Step 4: De-Risk the Decision with a Phased Approach
To counter the government's inherent risk aversion, you must make the decision to engage with you feel safe and manageable. A "big bang" implementation is a terrifying prospect for a public sector leader. Instead, propose a journey of incremental value.
- Propose Pilot Programs: A small-scale, low-cost pilot program is the single most effective tool for overcoming bureaucratic inertia. It allows the agency to test your solution in a controlled environment, validate its benefits, and build internal support before committing to a large-scale investment.
- Offer a Modular Solution: Structure your offering so the agency can start with one specific, high-pain-point module and expand over time. This "land and expand" strategy aligns with government budget cycles and demonstrates value quickly.
- Show a Clear Roadmap: Present a clear, phased roadmap that shows how a successful pilot can scale into a full-fledged digital transformation initiative. This gives decision-makers confidence that you have a long-term plan for their success.
Building Long-Term Partnerships: Beyond the Initial Sale
Winning the contract is only the beginning. Digital transformation in government is a continuous journey of adaptation and improvement. Your long-term success depends on ensuring your solution is not just purchased, but deeply adopted and delivering sustained value.
Focus on Change Management and Adoption
The biggest barrier to digital success is often human, not technical. Your responsibility extends to helping the agency manage this transition. Offer comprehensive training programs, dedicated customer support, and strategic change management consulting. Help them communicate the "why" behind the change to their employees and build a culture that embraces new digital tools.

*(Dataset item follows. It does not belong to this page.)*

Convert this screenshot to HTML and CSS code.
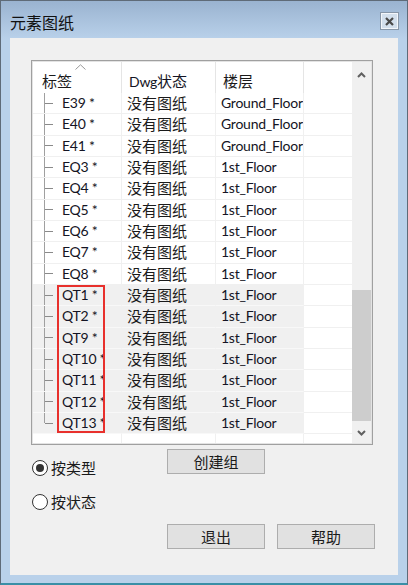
FILE: index.html
```html
<!DOCTYPE html>
<html lang="zh-CN">
<head>
  <meta charset="UTF-8">
  <title>元素图纸</title>
  <link rel="stylesheet" href="styles.css">
</head>
<body>
  <div class="window">
    <div class="titlebar">
      <span class="title">元素图纸</span>
      <span class="close">
        <svg width="9" height="9" viewBox="0 0 9 9"><path d="M1 1L8 8M8 1L1 8" stroke="#4a4a4a" stroke-width="2.2"/></svg>
      </span>
    </div>
    <div class="panel">
      <div class="list">
        <div class="list-inner">
          <div class="grid">
            <div class="row head">
              <div class="cell c1">标签
                <svg class="sort" width="11" height="6" viewBox="0 0 11 6"><polyline points="0.5,5.5 5.5,0.8 10.5,5.5" fill="none" stroke="#9a9a9a" stroke-width="1"/></svg>
              </div>
              <div class="cell c2 lat">Dwg<span class="cjk">状态</span></div>
              <div class="cell c3">楼层</div>
              <div class="cell c4"></div>
            </div>
            <div class="row"><div class="cell c1 tree lat">E39 *</div><div class="cell c2">没有图纸</div><div class="cell c3 lat">Ground_Floor</div><div class="cell c4"></div></div>
            <div class="row"><div class="cell c1 tree lat">E40 *</div><div class="cell c2">没有图纸</div><div class="cell c3 lat">Ground_Floor</div><div class="cell c4"></div></div>
            <div class="row"><div class="cell c1 tree lat">E41 *</div><div class="cell c2">没有图纸</div><div class="cell c3 lat">Ground_Floor</div><div class="cell c4"></div></div>
            <div class="row"><div class="cell c1 tree lat">EQ3 *</div><div class="cell c2">没有图纸</div><div class="cell c3 lat">1st_Floor</div><div class="cell c4"></div></div>
            <div class="row"><div class="cell c1 tree lat">EQ4 *</div><div class="cell c2">没有图纸</div><div class="cell c3 lat">1st_Floor</div><div class="cell c4"></div></div>
            <div class="row"><div class="cell c1 tree lat">EQ5 *</div><div class="cell c2">没有图纸</div><div class="cell c3 lat">1st_Floor</div><div class="cell c4"></div></div>
            <div class="row"><div class="cell c1 tree lat">EQ6 *</div><div class="cell c2">没有图纸</div><div class="cell c3 lat">1st_Floor</div><div class="cell c4"></div></div>
            <div class="row"><div class="cell c1 tree lat">EQ7 *</div><div class="cell c2">没有图纸</div><div class="cell c3 lat">1st_Floor</div><div class="cell c4"></div></div>
            <div class="row"><div class="cell c1 tree lat">EQ8 *</div><div class="cell c2">没有图纸</div><div class="cell c3 lat">1st_Floor</div><div class="cell c4"></div></div>
            <div class="row sel"><div class="cell c1 tree lat">QT1 *</div><div class="cell c2">没有图纸</div><div class="cell c3 lat">1st_Floor</div><div class="cell c4"></div></div>
            <div class="row sel"><div class="cell c1 tree lat">QT2 *</div><div class="cell c2">没有图纸</div><div class="cell c3 lat">1st_Floor</div><div class="cell c4"></div></div>
            <div class="row sel"><div class="cell c1 tree lat">QT9 *</div><div class="cell c2">没有图纸</div><div class="cell c3 lat">1st_Floor</div><div class="cell c4"></div></div>
            <div class="row sel"><div class="cell c1 tree lat">QT10 *</div><div class="cell c2">没有图纸</div><div class="cell c3 lat">1st_Floor</div><div class="cell c4"></div></div>
            <div class="row sel"><div class="cell c1 tree lat">QT11 *</div><div class="cell c2">没有图纸</div><div class="cell c3 lat">1st_Floor</div><div class="cell c4"></div></div>
            <div class="row sel"><div class="cell c1 tree lat">QT12 *</div><div class="cell c2">没有图纸</div><div class="cell c3 lat">1st_Floor</div><div class="cell c4"></div></div>
            <div class="row sel"><div class="cell c1 tree last lat">QT13 *</div><div class="cell c2">没有图纸</div><div class="cell c3 lat">1st_Floor</div><div class="cell c4"></div></div>
            <div class="row"><div class="cell c1"></div><div class="cell c2"></div><div class="cell c3"></div><div class="cell c4"></div></div>
          </div>
          <div class="scroll">
            <div class="sb-btn up">
              <svg width="9" height="6" viewBox="0 0 9 6"><polyline points="1,5 4.5,1.5 8,5" fill="none" stroke="#606060" stroke-width="2"/></svg>
            </div>
            <div class="track"><div class="thumb"></div></div>
            <div class="sb-btn down">
              <svg width="9" height="6" viewBox="0 0 9 6"><polyline points="1,1 4.5,4.5 8,1" fill="none" stroke="#606060" stroke-width="2"/></svg>
            </div>
          </div>
        </div>
        <!-- 标注框 -->
        <div class="mark"></div>
      </div>

      <div class="controls">
        <div class="radios">
          <label class="radio"><span class="dot on"></span>按类型</label>
          <label class="radio"><span class="dot"></span>按状态</label>
        </div>
        <button class="btn b-create">创建组</button>
        <button class="btn b-exit">退出</button>
        <button class="btn b-help">帮助</button>
      </div>
    </div>
  </div>
</body>
</html>
```

FILE: styles.css
```css
body {
  margin: 0;
  font-family: "Noto Sans CJK SC", "Noto Sans", sans-serif;
  font-size: 15px;
  color: #1a1a1a;
}
.window {
  width: 408px;
  height: 585px;
  box-sizing: border-box;
  border: 1px solid #5f6b78;
  border-bottom: 2px solid #3a8fa6;
  background: linear-gradient(#9ab3d0 0, #b9d1ea 38px, #b9d1ea 100%);
  display: flex;
  flex-direction: column;
}
.titlebar {
  flex: none;
  height: 37px;
  display: flex;
  justify-content: space-between;
  align-items: flex-start;
  padding: 0 8px 0 9px;
}
.title {
  margin-top: 13px;
  font-size: 16px;
  line-height: 16px;
  color: #111;
}
.close {
  margin-top: 11px;
  width: 19px;
  height: 18px;
  box-sizing: border-box;
  border: 1px solid #8796a8;
  background: #d3dfec;
  box-shadow: inset 0 0 0 1px #f3f6fa;
  display: flex;
  align-items: center;
  justify-content: center;
}
.panel {
  flex: none;
  margin: 0 9px;
  height: 537px;
  box-sizing: border-box;
  background: #f0f0f0;
  padding: 22px 0 0 21px;
}

/* 列表 */
.list {
  position: relative;
  width: 342px;
  height: 385px;
  box-sizing: border-box;
  border: 1px solid #a0a0a0;
}
.list-inner {
  height: 100%;
  box-sizing: border-box;
  border: 1px solid #e3e3e3;
  background: #fff;
  display: flex;
}
.grid {
  flex: 1;
  overflow: hidden;
}
.row {
  display: flex;
  height: 21.33px;
}
.cell {
  box-sizing: border-box;
  height: 100%;
  border-right: 1px solid #f0f0f0;
  border-bottom: 1px solid #f0f0f0;
  line-height: 20.33px;
  white-space: nowrap;
  overflow: hidden;
  padding-left: 5px;
}
.lat {
  font-family: Lato, "Noto Sans CJK SC", sans-serif;
  font-size: 14px;
  letter-spacing: -0.25px;
  color: #141424;
}
.cjk {
  font-family: "Noto Sans CJK SC", sans-serif;
  font-size: 15px;
  letter-spacing: 0;
}
.c1 { width: 89px; padding-left: 29px; }
.c2 { width: 94px; }
.c3 { width: 88px; }
.c4 { width: 48px; border-right: none; }

.row.head {
  height: 31px;
}
.head .cell {
  position: relative;
  border-bottom: none;
  border-right-color: #e5e5e5;
  line-height: 18px;
  padding-top: 10px;
  padding-left: 7px;
}
.head .c1 { padding-left: 9px; }
.head .c4 { border-right: none; }
.sort {
  position: absolute;
  left: 42px;
  top: 2px;
}

.tree {
  background-image: linear-gradient(#a0a0a0, #a0a0a0), linear-gradient(#8a8a8a, #8a8a8a);
  background-size: 1px 100%, 8px 1px;
  background-position: 11px 0, 12px 50%;
  background-repeat: no-repeat;
}
.tree.last {
  background-size: 1px 50%, 8px 1px;
}
.sel .cell {
  background-color: #f0f0f0;
  border-bottom-color: #f8f8f8;
  border-right-color: #f0f0f0;
}
.sel .c4 {
  background-color: #fff;
  border-bottom-color: #f0f0f0;
}

/* 滚动条 */
.scroll {
  width: 19px;
  background: #f0f0f0;
  display: flex;
  flex-direction: column;
}
.sb-btn {
  height: 25px;
  display: flex;
  align-items: center;
  justify-content: center;
}
.sb-btn.down {
  height: 21px;
}
.track {
  flex: 1;
}
.thumb {
  margin-top: 203px;
  height: 131px;
  background: #cdcdcd;
}

.mark {
  position: absolute;
  left: 25px;
  top: 224px;
  width: 48px;
  height: 148px;
  box-sizing: border-box;
  border: 2px solid #e8302c;
}

/* 底部控件 */
.controls {
  display: grid;
  grid-template-columns: 123px 98px 98px;
  grid-template-rows: 25px 50px 25px;
  column-gap: 12px;
  margin-top: 4px;
  padding-left: 1px;
}
.radios {
  grid-column: 1;
  grid-row: 1 / 4;
  display: flex;
  flex-direction: column;
  gap: 18px;
  padding-top: 11px;
}
.radio {
  display: flex;
  align-items: center;
  gap: 3px;
  height: 16px;
  line-height: 16px;
}
.dot {
  width: 16px;
  height: 16px;
  box-sizing: border-box;
  border: 1px solid #333;
  border-radius: 50%;
  background: #fff;
  display: flex;
  align-items: center;
  justify-content: center;
}
.dot.on::after {
  content: "";
  width: 8px;
  height: 8px;
  border-radius: 50%;
  background: #333;
}
.btn {
  margin: 0;
  padding: 0;
  border: 1px solid #adadad;
  background: #e1e1e1;
  font-family: inherit;
  font-size: 15px;
  color: #1a1a1a;
}
.b-create { grid-column: 2; grid-row: 1; }
.b-exit { grid-column: 2; grid-row: 3; }
.b-help { grid-column: 3; grid-row: 3; }
```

Demonstrate and Communicate ROI Continuously
Public agencies are under constant pressure to justify their expenditures. Make it easy for them. Co-develop a set of key performance indicators (KPIs) that align with their public service mission. This could include metrics like:
- Reduction in citizen query resolution time.
- Decrease in manual data entry errors.
- Hours of staff time saved through automation.

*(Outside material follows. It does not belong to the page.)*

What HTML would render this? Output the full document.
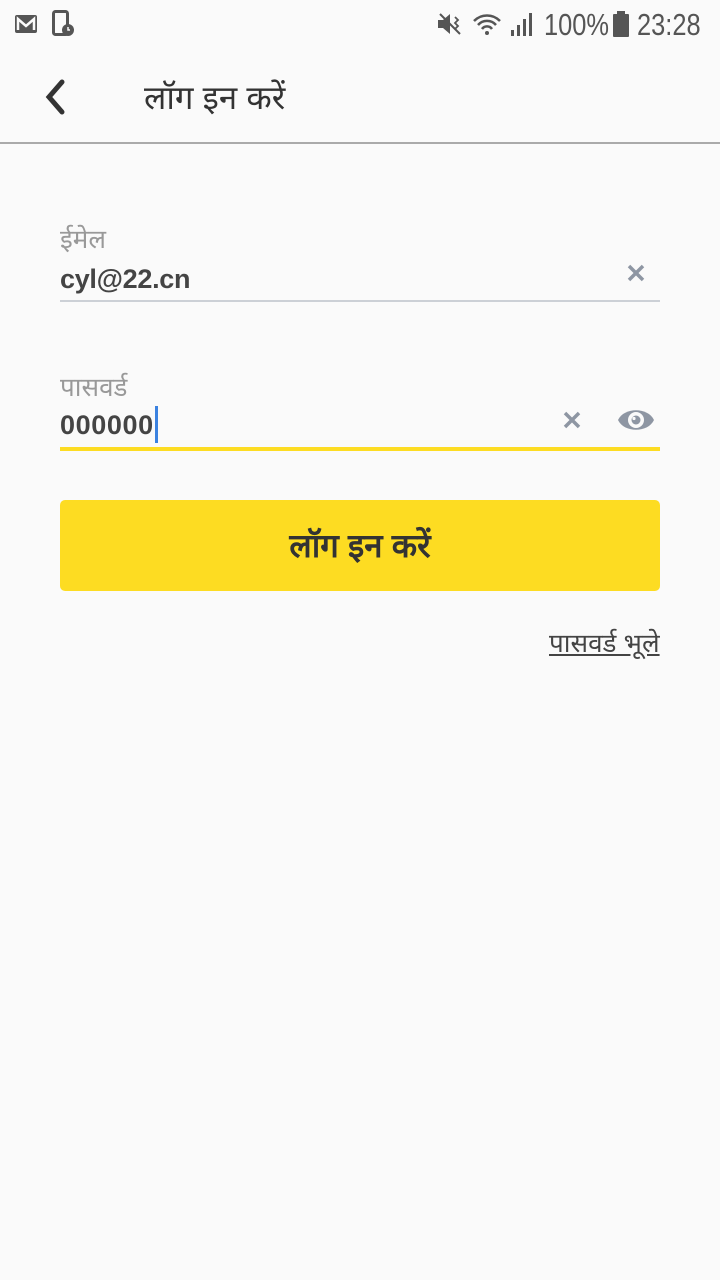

- Increased citizen satisfaction scores.
Provide your internal champion with regular reports and dashboards that clearly visualize this progress. This empowers them to continuously prove the value of your partnership to leadership, securing future budget and expanding the scope of your work.
Conclusion: Becoming an Indispensable Partner in Public Sector Innovation
Navigating government bureaucracy is not about finding shortcuts or fighting the system. It's about developing a deep, empathetic understanding of the public sector's unique mission, constraints, and motivations. By shifting your approach from a transactional vendor to a strategic partner, you can transform these perceived obstacles into a competitive advantage.
The B2B companies that will succeed in the burgeoning GovTech space are those that speak the language of public value, master the art of procurement, empower internal champions, and de-risk the path to innovation. By embracing this framework, you can break through the red tape and become an indispensable force in building the efficient, responsive, and digital government services of the future.